___ DATA PROVIDED
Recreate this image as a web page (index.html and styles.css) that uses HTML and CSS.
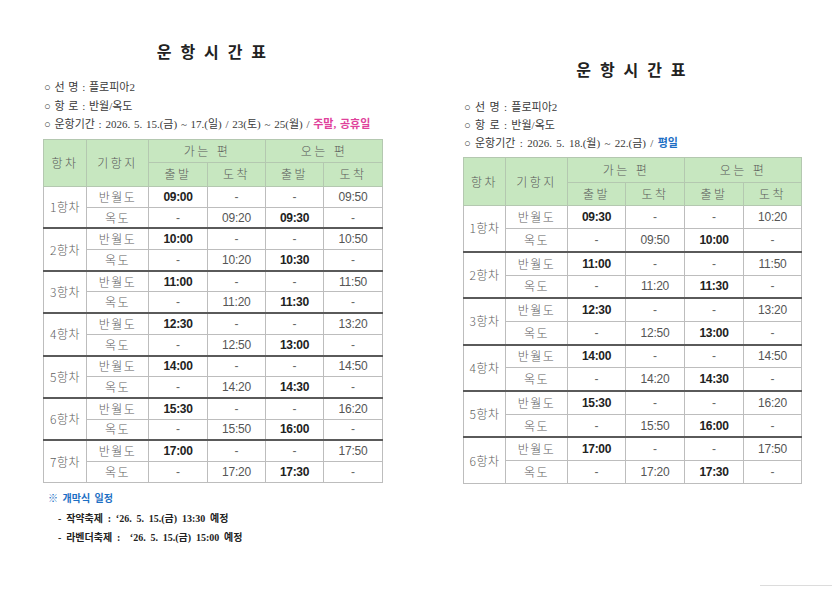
FILE: index.html
```html
<!DOCTYPE html>
<html lang="ko">
<head>
<meta charset="utf-8">
<title>운항시간표</title>
<link rel="stylesheet" href="styles.css">
</head>
<body>
<div class="page">
  <section class="sheet sheet-left">
    <h1 class="title">운 항 시 간 표</h1>
    <ul class="info">
      <li>○ 선 명 : 플로피아2</li>
      <li>○ 항 로 : 반월/옥도</li>
      <li>○ 운항기간 : 2026. 5. 15.(금) ~ 17.(일) / 23(토) ~ 25(월) / <b class="pink">주말, 공휴일</b></li>
    </ul>
    <table class="tt tt-left">
      <colgroup><col class="c1"><col class="c2"><col class="c3"><col class="c4"><col class="c5"><col class="c6"></colgroup>
      <thead>
        <tr class="h1"><th rowspan="2">항차</th><th rowspan="2">기항지</th><th colspan="2">가는 편</th><th colspan="2">오는 편</th></tr>
        <tr class="h2"><th>출발</th><th>도착</th><th>출발</th><th>도착</th></tr>
      </thead>
      <tbody>
        <tr class="g"><td rowspan="2" class="no">1항차</td><td class="pt">반월도</td><td class="b">09:00</td><td class="d">-</td><td class="d">-</td><td class="t">09:50</td></tr>
        <tr><td class="pt">옥도</td><td class="d">-</td><td class="t">09:20</td><td class="b">09:30</td><td class="d">-</td></tr>
        <tr class="g"><td rowspan="2" class="no">2항차</td><td class="pt">반월도</td><td class="b">10:00</td><td class="d">-</td><td class="d">-</td><td class="t">10:50</td></tr>
        <tr><td class="pt">옥도</td><td class="d">-</td><td class="t">10:20</td><td class="b">10:30</td><td class="d">-</td></tr>
        <tr class="g"><td rowspan="2" class="no">3항차</td><td class="pt">반월도</td><td class="b">11:00</td><td class="d">-</td><td class="d">-</td><td class="t">11:50</td></tr>
        <tr><td class="pt">옥도</td><td class="d">-</td><td class="t">11:20</td><td class="b">11:30</td><td class="d">-</td></tr>
        <tr class="g"><td rowspan="2" class="no">4항차</td><td class="pt">반월도</td><td class="b">12:30</td><td class="d">-</td><td class="d">-</td><td class="t">13:20</td></tr>
        <tr><td class="pt">옥도</td><td class="d">-</td><td class="t">12:50</td><td class="b">13:00</td><td class="d">-</td></tr>
        <tr class="g"><td rowspan="2" class="no">5항차</td><td class="pt">반월도</td><td class="b">14:00</td><td class="d">-</td><td class="d">-</td><td class="t">14:50</td></tr>
        <tr><td class="pt">옥도</td><td class="d">-</td><td class="t">14:20</td><td class="b">14:30</td><td class="d">-</td></tr>
        <tr class="g"><td rowspan="2" class="no">6항차</td><td class="pt">반월도</td><td class="b">15:30</td><td class="d">-</td><td class="d">-</td><td class="t">16:20</td></tr>
        <tr><td class="pt">옥도</td><td class="d">-</td><td class="t">15:50</td><td class="b">16:00</td><td class="d">-</td></tr>
        <tr class="g"><td rowspan="2" class="no">7항차</td><td class="pt">반월도</td><td class="b">17:00</td><td class="d">-</td><td class="d">-</td><td class="t">17:50</td></tr>
        <tr><td class="pt">옥도</td><td class="d">-</td><td class="t">17:20</td><td class="b">17:30</td><td class="d">-</td></tr>
      </tbody>
    </table>
    <div class="notes">
      <p class="notes-head">※ 개막식 일정</p>
      <p class="notes-item">- 작약축제 : ‘26. 5. 15.(금) 13:30 예정</p>
      <p class="notes-item">- 라벤더축제 : &nbsp;‘26. 5. 15.(금) 15:00 예정</p>
    </div>
  </section>

  <section class="sheet sheet-right">
    <h1 class="title">운 항 시 간 표</h1>
    <ul class="info">
      <li>○ 선 명 : 플로피아2</li>
      <li>○ 항 로 : 반월/옥도</li>
      <li>○ 운항기간 : 2026. 5. 18.(월) ~ 22.(금) / <b class="blue">평일</b></li>
    </ul>
    <table class="tt tt-right">
      <colgroup><col class="c1"><col class="c2"><col class="c3"><col class="c4"><col class="c5"><col class="c6"></colgroup>
      <thead>
        <tr class="h1"><th rowspan="2">항차</th><th rowspan="2">기항지</th><th colspan="2">가는 편</th><th colspan="2">오는 편</th></tr>
        <tr class="h2"><th>출발</th><th>도착</th><th>출발</th><th>도착</th></tr>
      </thead>
      <tbody>
        <tr class="g"><td rowspan="2" class="no">1항차</td><td class="pt">반월도</td><td class="b">09:30</td><td class="d">-</td><td class="d">-</td><td class="t">10:20</td></tr>
        <tr><td class="pt">옥도</td><td class="d">-</td><td class="t">09:50</td><td class="b">10:00</td><td class="d">-</td></tr>
        <tr class="g"><td rowspan="2" class="no">2항차</td><td class="pt">반월도</td><td class="b">11:00</td><td class="d">-</td><td class="d">-</td><td class="t">11:50</td></tr>
        <tr><td class="pt">옥도</td><td class="d">-</td><td class="t">11:20</td><td class="b">11:30</td><td class="d">-</td></tr>
        <tr class="g"><td rowspan="2" class="no">3항차</td><td class="pt">반월도</td><td class="b">12:30</td><td class="d">-</td><td class="d">-</td><td class="t">13:20</td></tr>
        <tr><td class="pt">옥도</td><td class="d">-</td><td class="t">12:50</td><td class="b">13:00</td><td class="d">-</td></tr>
        <tr class="g"><td rowspan="2" class="no">4항차</td><td class="pt">반월도</td><td class="b">14:00</td><td class="d">-</td><td class="d">-</td><td class="t">14:50</td></tr>
        <tr><td class="pt">옥도</td><td class="d">-</td><td class="t">14:20</td><td class="b">14:30</td><td class="d">-</td></tr>
        <tr class="g"><td rowspan="2" class="no">5항차</td><td class="pt">반월도</td><td class="b">15:30</td><td class="d">-</td><td class="d">-</td><td class="t">16:20</td></tr>
        <tr><td class="pt">옥도</td><td class="d">-</td><td class="t">15:50</td><td class="b">16:00</td><td class="d">-</td></tr>
        <tr class="g"><td rowspan="2" class="no">6항차</td><td class="pt">반월도</td><td class="b">17:00</td><td class="d">-</td><td class="d">-</td><td class="t">17:50</td></tr>
        <tr><td class="pt">옥도</td><td class="d">-</td><td class="t">17:20</td><td class="b">17:30</td><td class="d">-</td></tr>
      </tbody>
    </table>
  </section>
</div>
<div class="scan-edge"></div>
</body>
</html>
```
FILE: styles.css
```css
html, body {
  margin: 0;
  padding: 0;
  background: #ffffff;
}
body {
  width: 835px;
  height: 591px;
  overflow: hidden;
  position: relative;
  font-family: "Liberation Serif", "Noto Sans CJK KR", serif;
  color: #333;
}
.page {
  display: flex;
  align-items: flex-start;
  padding-left: 43px;
  gap: 81px;
}
.sheet {
  display: flex;
  flex-direction: column;
}
.sheet-left {
  width: 339px;
  padding-top: 41px;
}
.sheet-right {
  width: 338px;
  padding-top: 59px;
}
.title {
  margin: 0;
  font-family: "Noto Sans CJK KR", sans-serif;
  font-size: 16px;
  line-height: 20px;
  font-weight: 700;
  letter-spacing: 2.2px;
  text-align: center;
  color: #222;
}
.info {
  list-style: none;
  margin: 17px 0 0 1px;
  padding: 0;
  font-size: 11px;
  line-height: 18.5px;
  word-spacing: 1px;
  color: #3a3a3a;
}
.sheet-right .info {
  margin-top: 19px;
  line-height: 18px;
  word-spacing: 1.6px;
}
.info li {
  white-space: nowrap;
}
.pink {
  color: #e0419b;
  font-weight: 700;
}
.blue {
  color: #1c6fc4;
  font-weight: 700;
}
.tt {
  border-collapse: collapse;
  table-layout: fixed;
  border: 1px solid #a8a8a8;
  font-family: "Noto Sans CJK KR", sans-serif;
  font-size: 12px;
  color: #606060;
}
.tt-left {
  margin-top: 5px;
  width: 339px;
}
.tt-right {
  margin-top: 5px;
  width: 338px;
}
.tt-left .c1 { width: 43px; }
.tt-left .c2 { width: 62px; }
.tt-left .c3 { width: 59px; }
.tt-left .c4 { width: 58px; }
.tt-left .c5 { width: 58px; }
.tt-left .c6 { width: 59px; }
.tt-right .c1 { width: 42px; }
.tt-right .c2 { width: 62px; }
.tt-right .c3 { width: 58px; }
.tt-right .c4 { width: 59px; }
.tt-right .c5 { width: 59px; }
.tt-right .c6 { width: 58px; }
.tt th, .tt td {
  border: 1px solid #bdbdbd;
  padding: 0;
  text-align: center;
  vertical-align: middle;
  white-space: nowrap;
  line-height: 14px;
}
.tt th {
  background: #c7e7c0;
  font-weight: 300;
  color: #5a5a5a;
  letter-spacing: 2.5px;
  border-color: #b4c8b0;
}
.tt-left .h1 { height: 23px; }
.tt-left .h2 { height: 24px; }
.tt-right .h1 { height: 25px; }
.tt-right .h2 { height: 23px; }
.tt-left tbody tr { height: 21.2px; }
.tt-right tbody tr { height: 23.2px; }
.tt tbody tr.g td {
  border-top: 2px solid #5a5a5a;
}
.tt tbody tr.g:first-child td {
  border-top: 1px solid #bdbdbd;
}
.tt .no {
  font-weight: 300;
  letter-spacing: 0.5px;
}
.tt .pt {
  font-weight: 300;
  letter-spacing: 1.5px;
}
.tt .b {
  font-family: "Liberation Sans", sans-serif;
  font-weight: 700;
  color: #222;
  letter-spacing: -0.3px;
}
.tt .t {
  font-family: "Liberation Sans", sans-serif;
  color: #555;
  letter-spacing: -0.2px;
}
.tt .d {
  font-family: "Liberation Sans", sans-serif;
  color: #666;
}
.notes {
  margin-top: 6px;
  font-family: "Liberation Serif", "Noto Sans CJK KR", serif;
  font-size: 10px;
  font-weight: 700;
  color: #222;
}
.notes p {
  margin: 0;
  line-height: 19.5px;
  white-space: nowrap;
}
.notes-head {
  color: #1c6fc4;
  padding-left: 5px;
  word-spacing: 2px;
}
.notes-item {
  padding-left: 15px;
  word-spacing: 2.3px;
}
.scan-edge {
  position: absolute;
  left: 760px;
  top: 585px;
  width: 72px;
  height: 1px;
  background: #dcdcdc;
}
```
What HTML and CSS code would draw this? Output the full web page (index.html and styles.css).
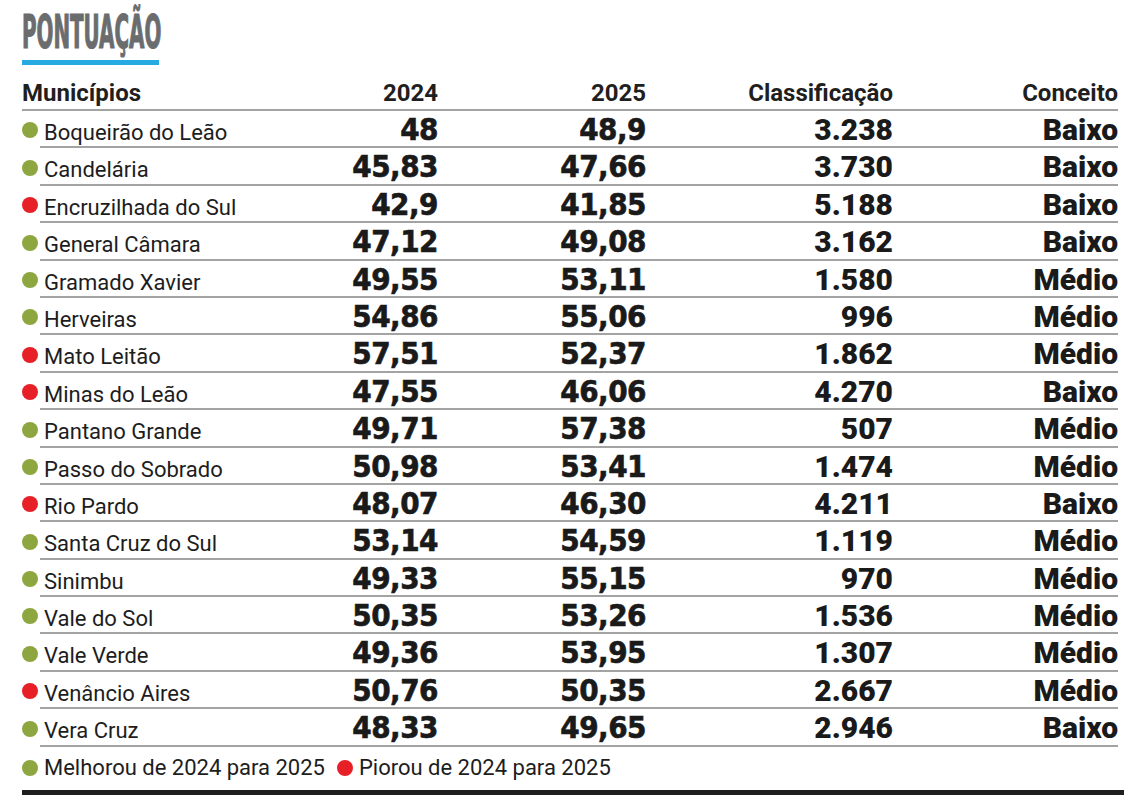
______
WRITTEN TASK: Using the records above, list each line that includes "styles".

ANSWER FOR THE TASK:
Recreate this image as a web page (index.html and styles.css) that uses HTML and CSS.
<link rel="stylesheet" href="styles.css">
FILE: styles.css
What HTML and CSS code would draw this? Output the full web page (index.html and styles.css).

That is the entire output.